Blog Post

A Visit to Hampton Court

WMF’s collaboration with the Palace Museum for the conservation of the Qianlong Garden has included a series of site visits to review the variety of ways in which historic sites provide visitor access and interpretation plans for spaces that must, by necessity, have only limited public access. In April 2015, a delegation of representatives from WMF and the Palace Museum visited Hampton Court Palace. Located in the London borough of Richmond, Hampton Court is one of six palaces now owned and managed by Historic Royal Palaces, a charity dedicated to preserving some of the United Kingdom’s most notable historic sites. Approximately 4 million visitors go to Historic Royal Palace properties each year—600,000 of them visit Hampton Court.

The group met with members of HRP to discuss site management, site interpretation, and visitor access after a tour with David Packer, State Apartment Warder Team Leader. The team’s extensive knowledge and commitment to HRP’s mission—coupled with Packer’s years of experience and skills as a storyteller—impressed everyone on the tour and represented one of the group’s main findings from the site: dedication to and investment in training for guides and opportunities for public education offer an invaluable personal experience for visitors to sites of historic and cultural heritage.

Records indicate that Hampton Court was in royal use as early as the 14th century. Additions and alterations to the site occurred with each successive group of residents. The site is now a blend of two palaces representing distinct styles of architecture, art, and interiors: the Tudor palace of Henry VIII in the 16th century and the Baroque palace constructed under William and Mary.

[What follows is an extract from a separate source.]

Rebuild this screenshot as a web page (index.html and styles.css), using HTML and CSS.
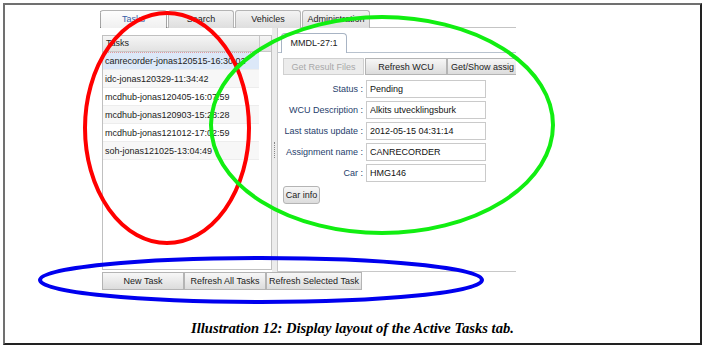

Site tours begin with an entry through the first courtyard, where visitors can hear the ringing of the same tower bell that Henry VIII would’ve heard. Highlights of the tour include: the Great Hall with its 16th-century hammer-beam roof and walls adorned with tapestries commissioned by Henry in the 1530s to commemorate the birth of his son Edward; the Chapel Royal, a still-functioning chapel where visitors can see the ornate and meticulously researched reproduction of the royal crown (the original was melted down in the 17th century); and Henry VIII’s kitchens, where palace workers once prepared meals for over 600 guests twice daily (and where HRP now offers live cooking events).

A courtyard separates the Tudor buildings from the Baroque ones, where visitors proceed to a tour of William III’s apartments, progressing from the public spaces like the guard chambers into the more private areas, like the privy chamber and bedchamber. Hampton Court features many additional points of interest throughout the site, including over 60 acres of estate gardens.